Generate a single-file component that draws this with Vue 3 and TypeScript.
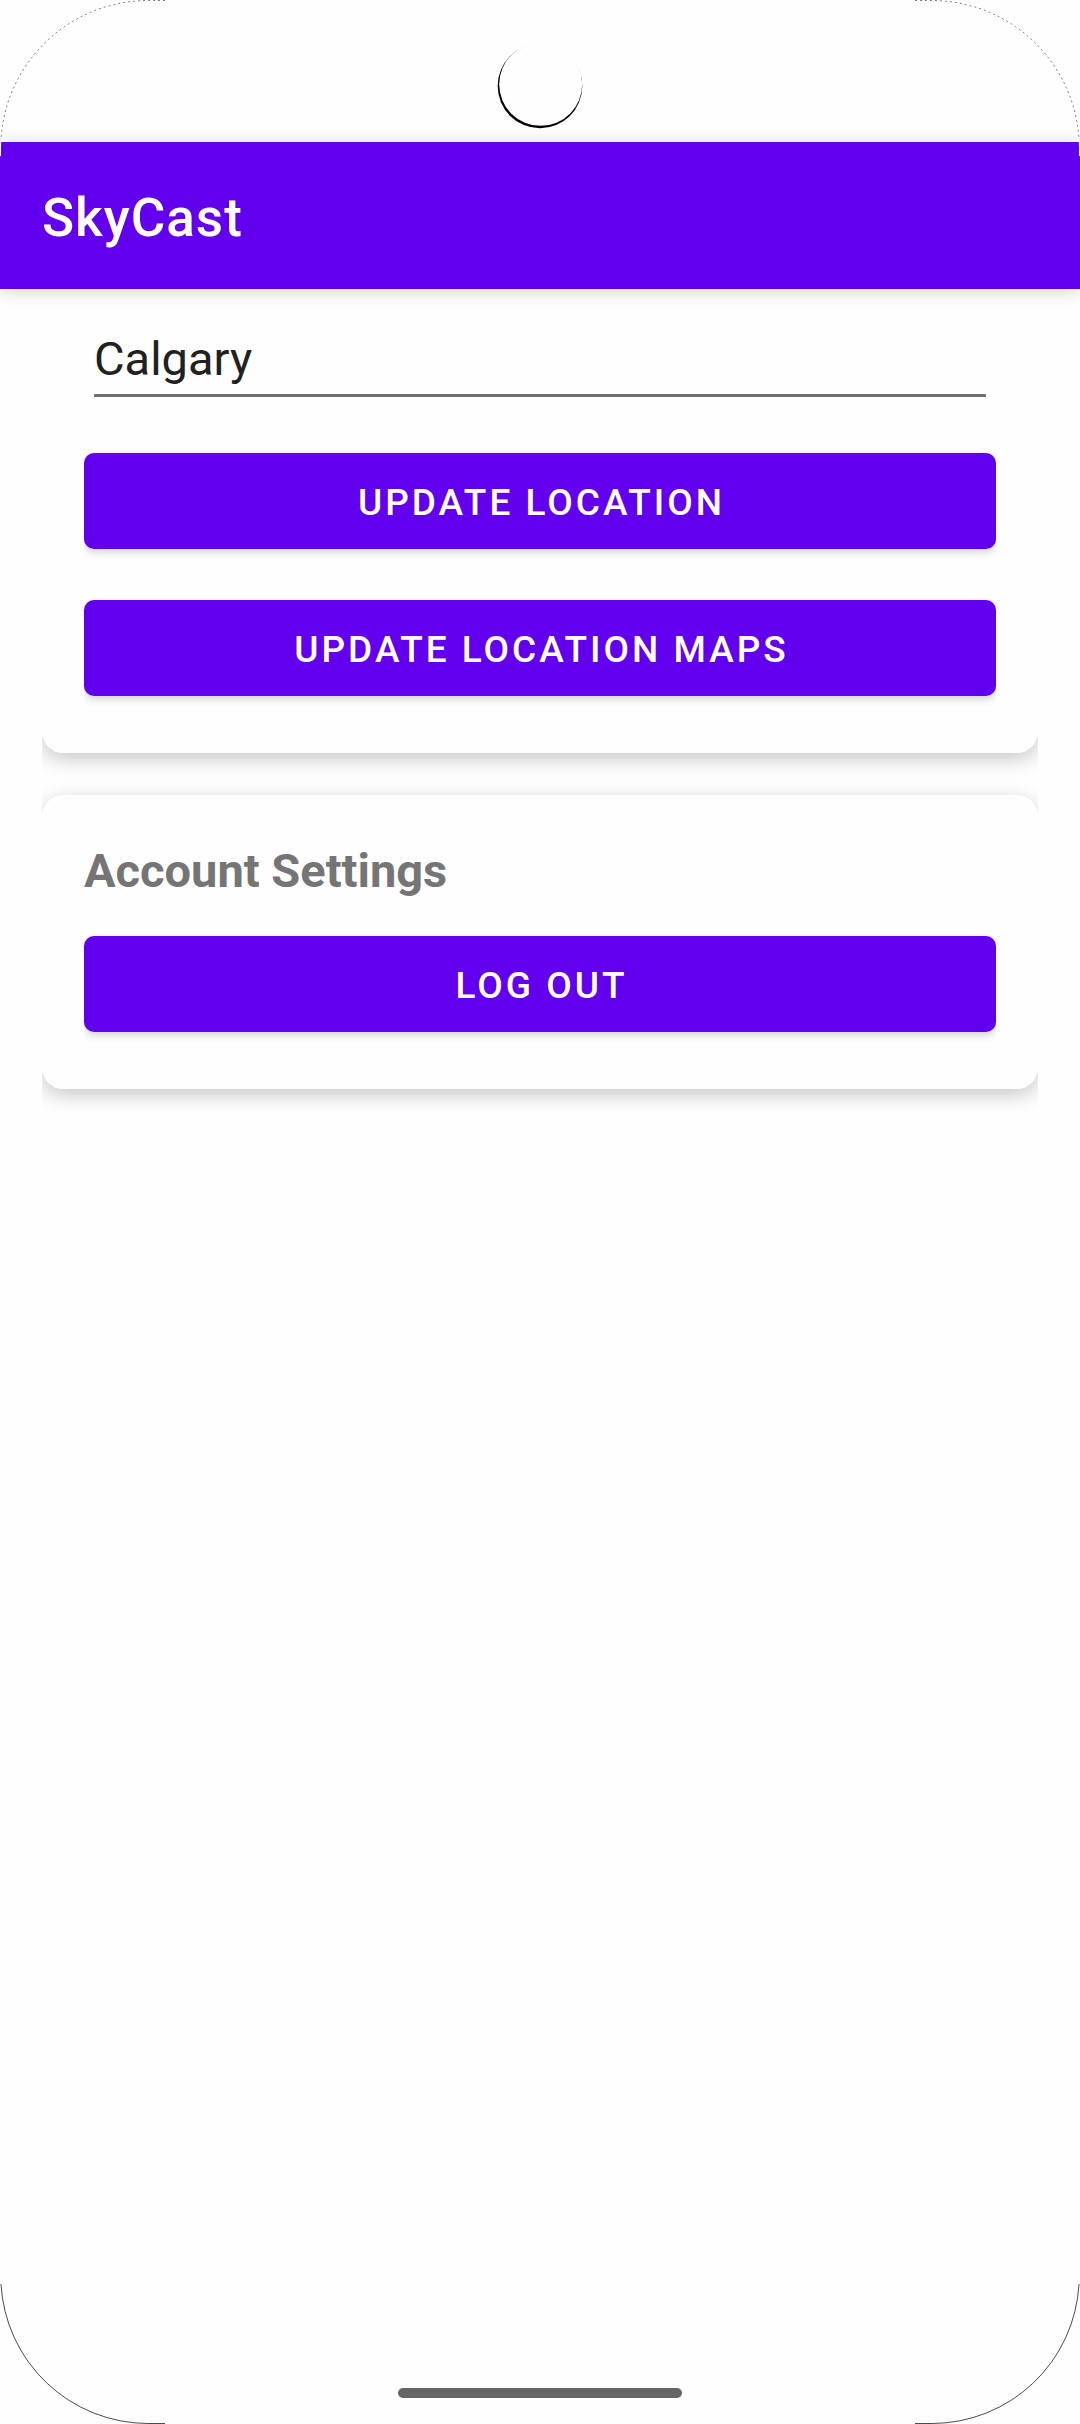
<script setup lang="ts">
import { ref } from 'vue'

const city = ref<string>('Calgary')
const locationActions: string[] = ['Update location', 'Update location maps']
const corners: string[] = ['top-left', 'top-right', 'bottom-left', 'bottom-right']
</script>

<template>
  <div class="screen">
    <div class="status-bar">
      <svg class="camera" width="86" height="86" viewBox="0 0 86 86" aria-hidden="true">
        <circle cx="43" cy="43" r="42.3" fill="#000" />
        <circle cx="43.7" cy="41.3" r="41.5" fill="#fefefe" />
      </svg>
    </div>

    <header class="app-bar">
      <h1 class="title">SkyCast</h1>
    </header>

    <main class="content">
      <section class="card location">
        <input v-model="city" class="city" type="text" aria-label="City" />
        <div class="actions">
          <button v-for="label in locationActions" :key="label" class="button" type="button">
            {{ label }}
          </button>
        </div>
      </section>

      <section class="card account">
        <h2 class="heading">Account Settings</h2>
        <div class="actions">
          <button class="button" type="button">Log out</button>
        </div>
      </section>
    </main>

    <footer class="navigation">
      <div class="handle"></div>
    </footer>

    <svg
      v-for="corner in corners"
      :key="corner"
      class="corner"
      :class="corner"
      width="166"
      height="166"
      viewBox="0 0 166 166"
      aria-hidden="true"
    >
      <path class="outside" d="M0 0H148A147 147 0 0 0 1 148V156H0Z" />
      <path class="edge" d="M165 .5H148A147.500 147.500 0 0 0 1 140" />
    </svg>
  </div>
</template>

<style>
body {
  margin: 0;
  background: #fefefe;
}
</style>

<style scoped>
.screen {
  position: relative;
  display: flex;
  flex-direction: column;
  min-height: 100vh;
  overflow: hidden;
  background: #fefefe;
  font-family: Roboto, "Liberation Sans", sans-serif;
}

.status-bar {
  display: flex;
  justify-content: center;
  align-items: flex-end;
  height: 142px;
  padding-bottom: 13px;
  box-sizing: border-box;
}

.app-bar {
  position: relative;
  z-index: 1;
  display: flex;
  align-items: center;
  height: 147px;
  padding: 4px 42px 0;
  box-sizing: border-box;
  background: #6200ee;
  box-shadow: 0 2px 16px rgba(0, 0, 0, 0.18);
}

.title {
  margin: 0;
  color: #fff;
  font-size: 53px;
  font-weight: 500;
  line-height: 64px;
  letter-spacing: 1px;
}

.content {
  display: flex;
  flex-direction: column;
  gap: 42px;
  margin: 0 42px;
  padding-bottom: 42px;
  overflow-x: clip;
}

.card {
  padding: 44px 42px 57px;
  border-radius: 21px;
  background: #fefefe;
  box-shadow: 0 6px 20px rgba(0, 0, 0, 0.22);
}

.location {
  padding-top: 38px;
  border-top-left-radius: 0;
  border-top-right-radius: 0;
}

.city {
  display: block;
  width: calc(100% - 20px);
  height: 70px;
  margin: 0 10px 56px;
  padding: 0 0 5px;
  box-sizing: border-box;
  border: 0;
  border-bottom: 3px solid #707070;
  outline: 0;
  background: none;
  color: #212121;
  font-family: inherit;
  font-size: 47px;
  line-height: 62px;
}

.actions {
  display: flex;
  flex-direction: column;
  gap: 51px;
  overflow-x: clip;
}

.button {
  height: 96px;
  padding: 4px 42px 0 45px;
  border: 0;
  border-radius: 10px;
  background: #6200ee;
  box-shadow: 0 3px 8px rgba(0, 0, 0, 0.18);
  color: #fff;
  font-family: inherit;
  font-size: 37px;
  font-weight: 500;
  line-height: 48px;
  letter-spacing: 3px;
  text-transform: uppercase;
}

.heading {
  margin: 0 0 33px;
  color: #757575;
  font-size: 47px;
  font-weight: 700;
  line-height: 64px;
}

.navigation {
  display: flex;
  justify-content: center;
  margin-top: auto;
  padding-bottom: 26px;
}

.handle {
  width: 284px;
  height: 10px;
  border-radius: 5px;
  background: #666;
}

.corner {
  position: absolute;
  z-index: 2;
}

.outside {
  fill: #fefefe;
}

.edge {
  fill: none;
  stroke: #000;
  stroke-width: 1;
  stroke-dasharray: 2 3;
  opacity: 0.5;
}

.top-left {
  top: 0;
  left: 0;
}

.top-right {
  top: 0;
  right: 0;
  transform: scaleX(-1);
}

.bottom-left {
  bottom: 0;
  left: 0;
  transform: scaleY(-1);
}

.bottom-right {
  right: 0;
  bottom: 0;
  transform: scale(-1);
}

.bottom-left .edge,
.bottom-right .edge {
  stroke-dasharray: none;
  opacity: 0.7;
}
</style>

Exercise objective:
Take the data above and repeat it exactly, leaving each picture out.

Result:
Generate a single-file component that draws this with Vue 3 and TypeScript.
<script setup lang="ts">
import { ref } from 'vue'

const city = ref<string>('Calgary')
const locationActions: string[] = ['Update location', 'Update location maps']
const corners: string[] = ['top-left', 'top-right', 'bottom-left', 'bottom-right']
</script>

<template>
  <div class="screen">
    <div class="status-bar">
      <svg class="camera" width="86" height="86" viewBox="0 0 86 86" aria-hidden="true">
        <circle cx="43" cy="43" r="42.3" fill="#000" />
        <circle cx="43.7" cy="41.3" r="41.5" fill="#fefefe" />
      </svg>
    </div>

    <header class="app-bar">
      <h1 class="title">SkyCast</h1>
    </header>

    <main class="content">
      <section class="card location">
        <input v-model="city" class="city" type="text" aria-label="City" />
        <div class="actions">
          <button v-for="label in locationActions" :key="label" class="button" type="button">
            {{ label }}
          </button>
        </div>
      </section>

      <section class="card account">
        <h2 class="heading">Account Settings</h2>
        <div class="actions">
          <button class="button" type="button">Log out</button>
        </div>
      </section>
    </main>

    <footer class="navigation">
      <div class="handle"></div>
    </footer>

    <svg
      v-for="corner in corners"
      :key="corner"
      class="corner"
      :class="corner"
      width="166"
      height="166"
      viewBox="0 0 166 166"
      aria-hidden="true"
    >
      <path class="outside" d="M0 0H148A147 147 0 0 0 1 148V156H0Z" />
      <path class="edge" d="M165 .5H148A147.500 147.500 0 0 0 1 140" />
    </svg>
  </div>
</template>

<style>
body {
  margin: 0;
  background: #fefefe;
}
</style>

<style scoped>
.screen {
  position: relative;
  display: flex;
  flex-direction: column;
  min-height: 100vh;
  overflow: hidden;
  background: #fefefe;
  font-family: Roboto, "Liberation Sans", sans-serif;
}

.status-bar {
  display: flex;
  justify-content: center;
  align-items: flex-end;
  height: 142px;
  padding-bottom: 13px;
  box-sizing: border-box;
}

.app-bar {
  position: relative;
  z-index: 1;
  display: flex;
  align-items: center;
  height: 147px;
  padding: 4px 42px 0;
  box-sizing: border-box;
  background: #6200ee;
  box-shadow: 0 2px 16px rgba(0, 0, 0, 0.18);
}

.title {
  margin: 0;
  color: #fff;
  font-size: 53px;
  font-weight: 500;
  line-height: 64px;
  letter-spacing: 1px;
}

.content {
  display: flex;
  flex-direction: column;
  gap: 42px;
  margin: 0 42px;
  padding-bottom: 42px;
  overflow-x: clip;
}

.card {
  padding: 44px 42px 57px;
  border-radius: 21px;
  background: #fefefe;
  box-shadow: 0 6px 20px rgba(0, 0, 0, 0.22);
}

.location {
  padding-top: 38px;
  border-top-left-radius: 0;
  border-top-right-radius: 0;
}

.city {
  display: block;
  width: calc(100% - 20px);
  height: 70px;
  margin: 0 10px 56px;
  padding: 0 0 5px;
  box-sizing: border-box;
  border: 0;
  border-bottom: 3px solid #707070;
  outline: 0;
  background: none;
  color: #212121;
  font-family: inherit;
  font-size: 47px;
  line-height: 62px;
}

.actions {
  display: flex;
  flex-direction: column;
  gap: 51px;
  overflow-x: clip;
}

.button {
  height: 96px;
  padding: 4px 42px 0 45px;
  border: 0;
  border-radius: 10px;
  background: #6200ee;
  box-shadow: 0 3px 8px rgba(0, 0, 0, 0.18);
  color: #fff;
  font-family: inherit;
  font-size: 37px;
  font-weight: 500;
  line-height: 48px;
  letter-spacing: 3px;
  text-transform: uppercase;
}

.heading {
  margin: 0 0 33px;
  color: #757575;
  font-size: 47px;
  font-weight: 700;
  line-height: 64px;
}

.navigation {
  display: flex;
  justify-content: center;
  margin-top: auto;
  padding-bottom: 26px;
}

.handle {
  width: 284px;
  height: 10px;
  border-radius: 5px;
  background: #666;
}

.corner {
  position: absolute;
  z-index: 2;
}

.outside {
  fill: #fefefe;
}

.edge {
  fill: none;
  stroke: #000;
  stroke-width: 1;
  stroke-dasharray: 2 3;
  opacity: 0.5;
}

.top-left {
  top: 0;
  left: 0;
}

.top-right {
  top: 0;
  right: 0;
  transform: scaleX(-1);
}

.bottom-left {
  bottom: 0;
  left: 0;
  transform: scaleY(-1);
}

.bottom-right {
  right: 0;
  bottom: 0;
  transform: scale(-1);
}

.bottom-left .edge,
.bottom-right .edge {
  stroke-dasharray: none;
  opacity: 0.7;
}
</style>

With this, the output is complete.